Signs of an exotic atom-like system made up of a neutral meson bound to an atomic nucleus via the strong interaction have emerged in experimental data from two international collaborations. If confirmed, this hitherto unobserved system could shed light on the origins of hadron masses and provide new insights into the fundamental symmetries of quantum chromodynamics in nuclear matter.
The strong interaction is one of the four fundamental forces of nature, alongside gravity, electromagnetism and the weak interaction. It is responsible for binding quarks into hadrons, which are three-quark particles such as protons and neutrons, and for holding protons and neutrons together within atomic nuclei. Electrically neutral mesons – short-lived particles made up of a quark and an antiquark – are likewise subject to the strong interaction, which can bind them to atomic nuclei in a way that is conceptually similar to an electron bound to a nucleus by the electromagnetic force.
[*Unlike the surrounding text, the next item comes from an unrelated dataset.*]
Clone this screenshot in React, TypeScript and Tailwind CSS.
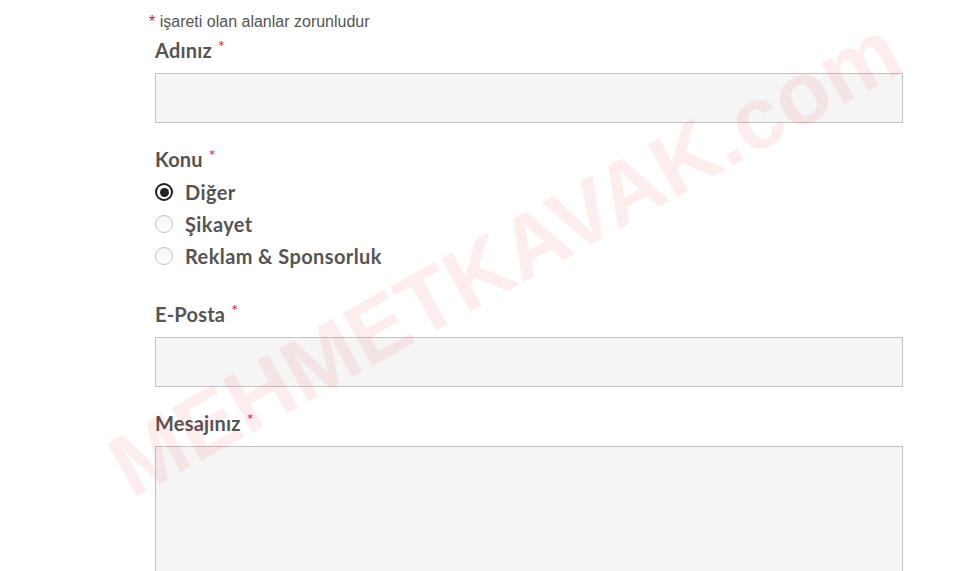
import React from "react"

const Req = () => <span className="ml-[6px] relative top-[-6px] text-[16px] font-normal text-[#e2142d]">*</span>

const Label = ({ children, className = "" }: { children: React.ReactNode; className?: string }) => (
  <div className={`h-[24px] leading-[24px] text-[20px] font-bold text-[#555] tracking-[0.2px] ${className}`}>
    {children}
    <Req />
  </div>
)

const Radio = ({ label, checked = false }: { label: string; checked?: boolean }) => (
  <label className="flex h-[32px] items-center gap-[12px]">
    {checked ? (
      <span className="flex h-[18px] w-[18px] items-center justify-center rounded-full border-2 border-[#222] bg-white">
        <span className="h-[9px] w-[9px] rounded-full bg-[#222]" />
      </span>
    ) : (
      <span className="h-[18px] w-[18px] rounded-full border border-[#c4c4c4] bg-gradient-to-b from-[#f4f4f4] to-white" />
    )}
    <span className="text-[20px] font-bold text-[#555] leading-[24px] tracking-[0.4px]">{label}</span>
  </label>
)

export default function App() {
  return (
    <div className="relative h-[571px] w-[966px] overflow-hidden bg-white" style={{ fontFamily: "Lato, 'Open Sans', sans-serif" }}>
      <div className="flex flex-col pl-[155px] pr-[63px] pt-[13px]">
        <p className="ml-[-6px] h-[18px] leading-[18px] text-[16px] text-[#555]" style={{ fontFamily: "'Liberation Sans', Arial, sans-serif" }}>
          <span className="text-[#e2142d]">*</span> işareti olan alanlar zorunludur
        </p>

        <Label className="mt-[7px]">Adınız</Label>
        <div className="mt-[11px] h-[50px] border border-[#c2c2c2] bg-[#f5f5f5]" />

        <Label className="mt-[24px]">Konu</Label>
        <div className="mt-[5px] flex flex-col">
          <Radio label="Diğer" checked />
          <Radio label="Şikayet" />
          <Radio label="Reklam & Sponsorluk" />
        </div>

        <Label className="mt-[30px]">E-Posta</Label>
        <div className="mt-[11px] h-[50px] border border-[#c2c2c2] bg-[#f5f5f5]" />

        <Label className="mt-[24px]">Mesajınız</Label>
        <div className="mt-[11px] h-[200px] border border-[#c2c2c2] bg-[#f5f5f5]" />
      </div>

      {/* watermark */}
      <div className="pointer-events-none absolute left-[505px] top-[258px] -translate-x-1/2 -translate-y-1/2 -rotate-[29deg] whitespace-nowrap text-[88px] font-bold leading-none text-[#e81818] opacity-[0.07]" style={{ fontFamily: "'Liberation Sans', Arial, sans-serif" }}>
        MEHMETKAVAK.com
      </div>
    </div>
  )
}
Studying these meson-based nuclear systems is important because it helps us better understand the properties of the strong interaction, says study co-leader Yoshiki Tanaka of RIKEN in Japan. The eta prime meson, η′, is particularly interesting, Tanaka adds, because its relatively large mass cannot be explained by a simple quark model. “This U(1) problem, as it known, was raised as long ago as the 1970s by the physicist Steven Weinberg,” he notes.
Direct experimental access to the 𝜂′-meson mass in nuclei
Modern theories attribute the η′ meson’s large mass to the presence of chiral symmetry breaking in quantum chromodynamics, which is the fundamental theory of the strong force. These theories predict that this mass should be reduced in a nuclear system, and this is what Tanaka and colleagues set out to test.
“Spectroscopy studies of 𝜂′-mesic nuclei provide direct experimental access to the 𝜂′-meson mass in nuclei and offer a unique opportunity to investigate the underlying mechanisms of how the mass of hadrons comes about,” he explains.
In the team’s study, a beam of protons strikes a ¹²C atomic nucleus at near-relativistic speeds and removes a neutron from it. This neutron, together with a proton, forms a deuteron that propagates away in a forward direction, leaving behind a nucleus of ¹¹C in a highly energetic state. It is this excess energy that gives rise to an 𝜂′-meson.

In rare cases, the researchers explain, the meson then binds to the ¹¹C nucleus, forming an 𝜂′-mesic nuclear system. But because these events are so rare, they are hard to find. “One of the major challenges we encountered in the work was the very large amount of background events we registered during our measurements,” Tanaka recalls. “These were about 100 to 1000 times higher than the signal events.”
The researchers overcame this problem by developing a new experiment that allows them to efficiently select signal events associated with the formation of 𝜂′-mesic nuclei by “tagging” the particles they decay into. This enabled them to measure not only the forward-travelling deuteron, but also the decay products of the short-lived 𝜂′-mesic nuclear state.
Tetraquark measurements could shed more light on the strong nuclear force
The researchers say that their results, which they describe in Physical Review Letters, indicate that the 𝜂′-meson mass drops by about 60 MeV in nuclear matter. “This result qualitatively supports the theoretical scenario [that attributes] the origin of the 𝜂′-meson mass to chiral symmetry breaking together with the dynamics of gluons (massless particles that mediate the strong nuclear force) in general,” Tanaka says.
Members of the team, which also includes researchers from the η-PRiME Collaboration and the Super Fragment Separator Experiment Collaboration, together with physicists from Justus Liebig University Giessen in Germany with their working groups GSI/FAIR, say they are now planning follow-up experiments to confirm that they have indeed observed 𝜂′-mesic nuclei. “We also aim to increase the significance to the 5σ level, which is required to firmly establish the discovery on new quantum states in particle and nuclear physics,” Tanaka says.